Beautiful response. I especially like how you wrote about making your characters face a tough situation and then throwing rocks at them. I remember Kurt Vonnegut saying for his tips on writing stories that the author must be a sadist to see what their characters are really made of. George R.R. Martin is well known for killing off main characters, so nobody feels safe when reading his books. I think that it may not even be conscious to have characters die in a lot of situations. If they do die, it seems to naturally progress from the characters themselves, who go in different paths that are largely unconscious to the writer, because they are becoming more alive and developed. You should read Ray Bradbury's book on writing. It's called the Zen of Writing.
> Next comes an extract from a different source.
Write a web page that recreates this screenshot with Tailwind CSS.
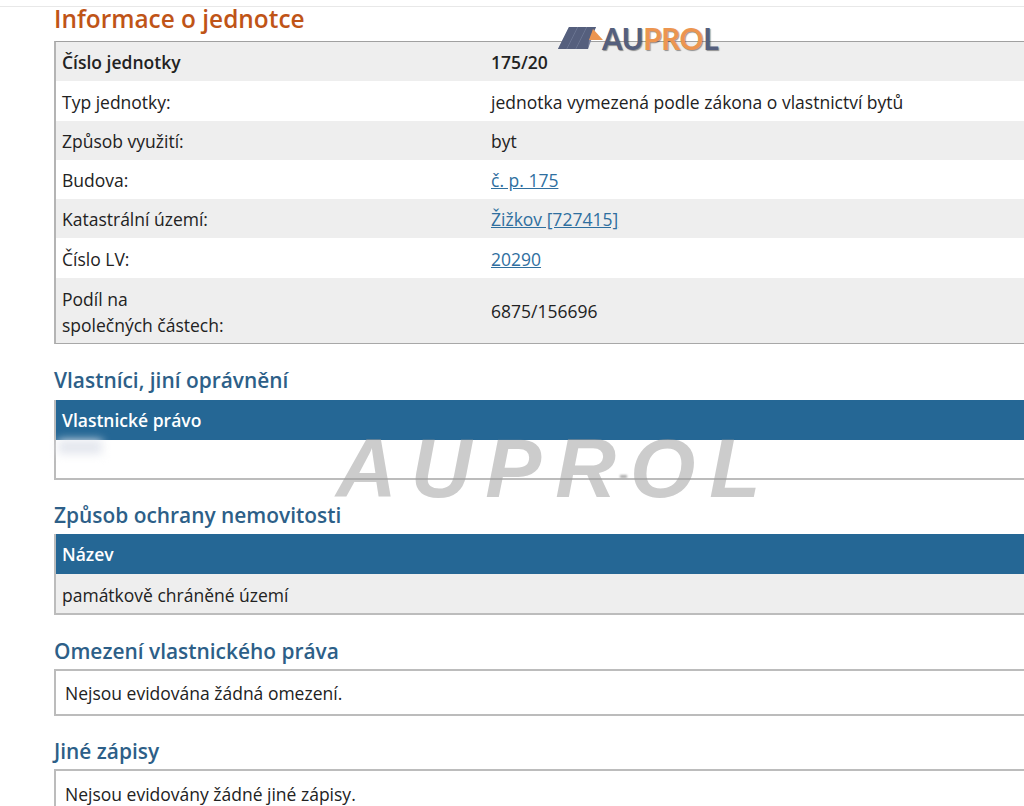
<!DOCTYPE html>
<html lang="cs">
<head>
<meta charset="utf-8">
<script src="https://cdn.jsdelivr.net/npm/@tailwindcss/browser@4"></script>
</head>
<body class="bg-white overflow-hidden">
<div class="relative w-[1024px] h-[806px] overflow-hidden font-['Open_Sans','Noto_Sans',sans-serif] text-[17.5px] text-[#222]">
  <div class="h-[7px] border-b border-[#e8e8e8]"></div>
  <div class="pl-[54px] w-[1040px]">
    <h1 class="h-[34px] text-[24.4px] leading-[23px] font-semibold text-[#bf5417]">Informace o jednotce</h1>
    <div class="border-2 border-r-0 border-t border-b border-[#b4b4b4] border-t-[#a0a0a0] border-b-[#a8a8a8]">
      <div class="flex items-center h-[39px] pt-[2px] bg-[#eeeeee] font-semibold"><div class="w-[435px] pl-[6px]">Číslo jednotky</div><div>175/20</div></div>
      <div class="flex items-center h-[40px] pt-[2px]"><div class="w-[435px] pl-[6px]">Typ jednotky:</div><div>jednotka vymezená podle zákona o vlastnictví bytů</div></div>
      <div class="flex items-center h-[39px] pt-[2px] bg-[#eeeeee]"><div class="w-[435px] pl-[6px]">Způsob využití:</div><div>byt</div></div>
      <div class="flex items-center h-[39px] pt-[2px]"><div class="w-[435px] pl-[6px]">Budova:</div><a class="underline text-[#2f6f9f]">č. p. 175</a></div>
      <div class="flex items-center h-[39px] pt-[2px] bg-[#eeeeee]"><div class="w-[435px] pl-[6px]">Katastrální území:</div><a class="underline text-[#2f6f9f]">Žižkov [727415]</a></div>
      <div class="flex items-center h-[40px] pt-[2px]"><div class="w-[435px] pl-[6px]">Číslo LV:</div><a class="underline text-[#2f6f9f]">20290</a></div>
      <div class="flex items-center h-[65px] pt-[2px] bg-[#eeeeee]"><div class="w-[435px] pl-[6px] leading-[26px]">Podíl na<br>společných částech:</div><div>6875/156696</div></div>
    </div>
    <h2 class="mt-[23px] h-[33px] text-[20.9px] leading-[26px] font-semibold text-[#2d5f88]">Vlastníci, jiní oprávnění</h2>
    <div class="border-2 border-r-0 border-t-0 border-[#bcbcbc] h-[80px]">
      <div class="flex items-center h-[40px] pt-[1px] bg-[#256795] text-white font-semibold pl-[6px]">Vlastnické právo</div>
    </div>
    <h2 class="mt-[22px] h-[32px] text-[20.9px] leading-[26px] font-semibold text-[#2d5f88]">Způsob ochrany nemovitosti</h2>
    <div class="border-2 border-r-0 border-t-0 border-[#bcbcbc]">
      <div class="flex items-center h-[40px] pt-[1px] bg-[#256795] text-white font-semibold pl-[6px]">Název</div>
      <div class="flex items-center h-[39px] pt-[3px] bg-[#eeeeee] pl-[6px]">památkově chráněné území</div>
    </div>
    <h2 class="mt-[23px] h-[31px] text-[20.9px] leading-[26px] font-semibold text-[#2d5f88]">Omezení vlastnického práva</h2>
    <div class="border-2 border-r-0 border-[#bcbcbc] h-[47px] pt-[2px] flex items-center pl-[9px]">Nejsou evidována žádná omezení.</div>
    <h2 class="mt-[22px] h-[31px] text-[20.9px] leading-[26px] font-semibold text-[#2d5f88]">Jiné zápisy</h2>
    <div class="border-2 border-r-0 border-[#bcbcbc] h-[47px] pt-[4px] flex items-center pl-[9px]">Nejsou evidovány žádné jiné zápisy.</div>
  </div>

  <div class="absolute left-[58px] top-[440px] w-[44px] h-[14px] bg-[#e4e7ee] blur-[5px]"></div>
  <div class="absolute left-[620px] top-[475px] w-[7px] h-[3px] bg-[#aaa] blur-[1px]"></div>

  <div class="absolute left-[558px] top-[27px] flex items-start">
    <svg class="w-[46px] h-[24px]" viewBox="0 0 46 24"><path d="M11 0h27L30 22H0z" fill="#7b84a0"/><path d="M11 0h8.5L8.5 22H0z" fill="#555f7d"/><path d="M20 0h8.5L17.5 22H9z" fill="#555f7d"/><path d="M29 0h9L31 13l-1 9H18z" fill="#555f7d"/><path d="M35 2L45 13H31z" fill="#ec9550"/></svg>
    <span class="ml-[-2px] mt-[-4px] text-[29.5px] leading-[32px] font-bold font-['Lato',sans-serif] text-[#555f7d] tracking-[-0.3px] [text-shadow:1px_1px_1px_#0006]">AU<span class="text-[#ec9550]">PRO</span>L</span>
  </div>
  <div class="absolute left-[336px] top-[423px] text-[84px] leading-[90px] font-bold italic font-['Liberation_Sans',sans-serif] text-[#9a9a9a]/50 tracking-[14px]">AUPROL</div>
</div>
</body>
</html>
In it, he talks about how writers should rely on their intuition (like what you said about just doing) and write about what they love.



Entr0py said:


> My answer for why I write is pretty simple, I always wanted to and now I do.
> 
> Writing, for me, has several stages, several "steps", if you will. Firstly, I take a simple thought that pops in my mind and try to hold on to it for a minute or two, then I write a few sentences about it. After a few days, I read my sentences and develop a whole subject around them. Then I incorporate it into a bigger picture and re-edit it whenever I feel like something is missing, which is often.
> 
> I write poems and philosophical essays, and for both the writing process is the same.


I like this approach and have used it often. Usually that one idea or set of ideas comes to me through inspiration. Or I find some odd connection and have to write it down. Then, as I continue to add and edit what that initial spark was, more associations come. The skeleton of the story begins to develop muscles and tendons and blood. But it all came from one idea.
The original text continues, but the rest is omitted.